Fu vescovo di Milano dal 374 fino alla morte, nel 397. Diventò vescovo in una settimana in cui ricevette anche il battesimo.
Abile diplomatico, fu in grado di dirimere i contrasti tra ariani e cattolici.
Secondo la leggenda Arrivato in chiesa un bambino avrebbe urlato: «Ambrogio vescovo!». Un urlo a cui si sarebbe unita la folla intera. Lui disse no. Non aveva ancora avuto il battesimo che allora non si faceva da bambini e non aveva studiato teologia.
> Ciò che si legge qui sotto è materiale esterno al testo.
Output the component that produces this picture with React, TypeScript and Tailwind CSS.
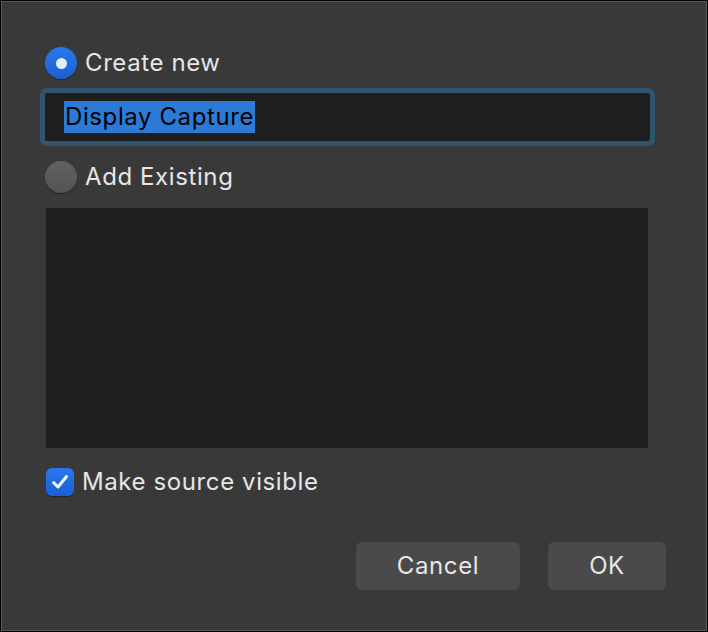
export default function App() {
  const font = { fontFamily: 'Inter, "Liberation Sans", Arial, sans-serif' };

  return (
    <div className="w-[708px] h-[632px] bg-black p-px" style={font}>
      <div className="h-full border border-[#5c5c5c] bg-[#393939] text-[#e6e6e6] tracking-[0.6px] flex flex-col pl-[43px] pr-[40px] pt-[45px]">
        {/* create new */}
        <div className="flex items-center gap-[8px]">
          <span className="w-[32px] h-[32px] rounded-full bg-gradient-to-b from-[#2a78ee] to-[#1a5fd0] flex items-center justify-center shadow-[0_1px_1px_rgba(0,0,0,0.4)]">
            <span className="w-[11px] h-[11px] rounded-full bg-[#e4ecfb]" />
          </span>
          <span className="text-[24px] leading-[32px]">Create new</span>
        </div>

        <div className="mt-[9px] -ml-[5px] mr-[11px] h-[58px] rounded-[7px] border-[5px] border-[#30566f] bg-[#1e1e1e] flex items-center pl-[19px]">
          <span className="bg-[#2a7ad6] text-black text-[24px] leading-[32px] px-[1px]">Display Capture</span>
        </div>

        {/* add existing */}
        <div className="mt-[15px] flex items-center gap-[8px]">
          <span className="w-[32px] h-[32px] rounded-full bg-gradient-to-b from-[#626262] to-[#545454] shadow-[0_1px_1px_rgba(0,0,0,0.4)]" />
          <span className="text-[24px] leading-[32px]">Add Existing</span>
        </div>

        <div className="mt-[15px] ml-[1px] mr-[18px] h-[240px] bg-[#1f1f1f]" />

        {/* visible */}
        <div className="mt-[19px] ml-[1px] flex items-center gap-[8px]">
          <span className="w-[28px] h-[28px] rounded-[6px] bg-gradient-to-b from-[#2a78ee] to-[#1a5fd0] flex items-center justify-center shadow-[0_1px_1px_rgba(0,0,0,0.4)]">
            <svg width="22" height="22" viewBox="0 0 22 22" fill="none">
              <path d="M4.5 11.5 L9 16 L17.5 5.5" stroke="#f2f6fd" strokeWidth="3" strokeLinecap="round" strokeLinejoin="round" />
            </svg>
          </span>
          <span className="text-[24px] leading-[30px]">Make source visible</span>
        </div>

        <div className="mt-[45px] flex justify-end gap-[28px]">
          <button className="w-[164px] h-[48px] rounded-[6px] bg-[#4a4a4a] text-[24px] text-[#e6e6e6]">Cancel</button>
          <button className="w-[118px] h-[48px] rounded-[6px] bg-[#4a4a4a] text-[24px] text-[#e6e6e6]">OK</button>
        </div>
      </div>
    </div>
  );
}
Per sviare la proposta tentò di sporcare la sua reputazione ordinando la tortura di alcuni imputati e frequentando prostitute, fuggì, ma venne ripreso.
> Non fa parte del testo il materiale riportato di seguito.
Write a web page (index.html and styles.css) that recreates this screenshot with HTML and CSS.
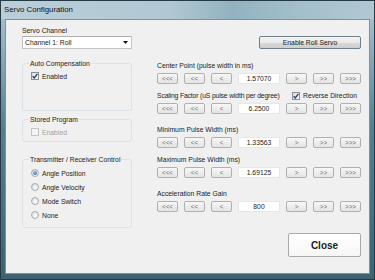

Sempre secondo la leggenda era dotato di una dialettica proverbiale, tanto che da bambino, quando era ancora in culla, tre api si posarono sulle sue labbra instillandogli stille di miele. Le sue parole dolci gli furono utili a Milano nel cuore del IV secolo.
Una volta intrapresa la sua carriera nella Chiesa donò i suoi beni ai poveri e fece vita ascetica, oltre che di studio.
Come Sant’Agostino e San Girolamo era un grande teologo e divulgatore della dottrina cattolica. Nel 386 fu determinante per la conversione al cristianesimo di Sant’Agostino che era venuto a Milano per insegnare retorica.
Sant’Ambrogio fece costruire diverse basiliche a Milano: oggi esistono San Nazaro, San Simpliciano, Sant’Ambrogio e San Dionigi.
Un suo ritratto è conservato sotto forma di mosaico nel Sacello di San Vittore.
Un bassorilievo che un tempo faceva parte delle sculture sistemate sopra la Porta Romana, oggi al Castello Sforzesco, rappresenta il Santo con uno dei suoi attributi principali: la verga con la quale cacciò gli ariani da Milano.
Un altro ritratto si trova nel gonfalone di Palazzo Marino (l’originale è conservato al Castello Sforzesco) su disegno di Giuseppe Arcimboldi e Giuseppe Meda, nel 1566.
Un altro ritratto si trova alle Colonne di San Lorenzo: il Santo è rappresentato in un murale insieme ad altri personaggi storici legati a Milano, da Attila re degli Unni a Giuseppe Verdi passando per Alessandro Manzoni.
Attualmente c’è la consuetudine di inaugurare la stagione lirica il 7 dicembre, giorno di Sant’Ambrogio. Una prassi introdotta nel 1940 che diventò stabile nel 1951 con il primo trionfo milanese di Maria Callas nei Vespri Siciliani.

(Foto Fotogramma).
I giorni attorno a Sant’Ambrogio sono quelli del mercatino di Natale milanese, Oh bej! Oh bej!. In italiano è Oh belli, Oh belli. Si tratta di una delle tradizioni milanesi più antiche. Le prime citazioni storiche sono del 1288, ma il mercato attuale nacque nel 1510 quando arrivò in città Giannetto Castiglione, primo Gran Maestro dell’Ordine dei Santi Maurizio e Lazzaro. Doveva riaccendere la devozione dei milanesi per ordine del papa, ma temeva di non essere bene accolto e allora arrivò carico di pacchi. I bambini gridavano: «Oh belli!, Oh belli!» e da qui è nata la tradizione di organizzare la fiera nei giorni di Sant’Ambrogio, gli stessi in cui Giannetto entrò in città.
Il premio cittadino porta ancora il suo nome e si chiama Ambrogino d’oro. Il 7 dicembre si festeggia Sant’Ambrogio come protettore di Milano, ma non svolge questo compito da solo. Con lui ci sono San Carlo Borromeo e San Galdino. In città, nella basilica che porta il suo nome, sono conservate le sue spoglie.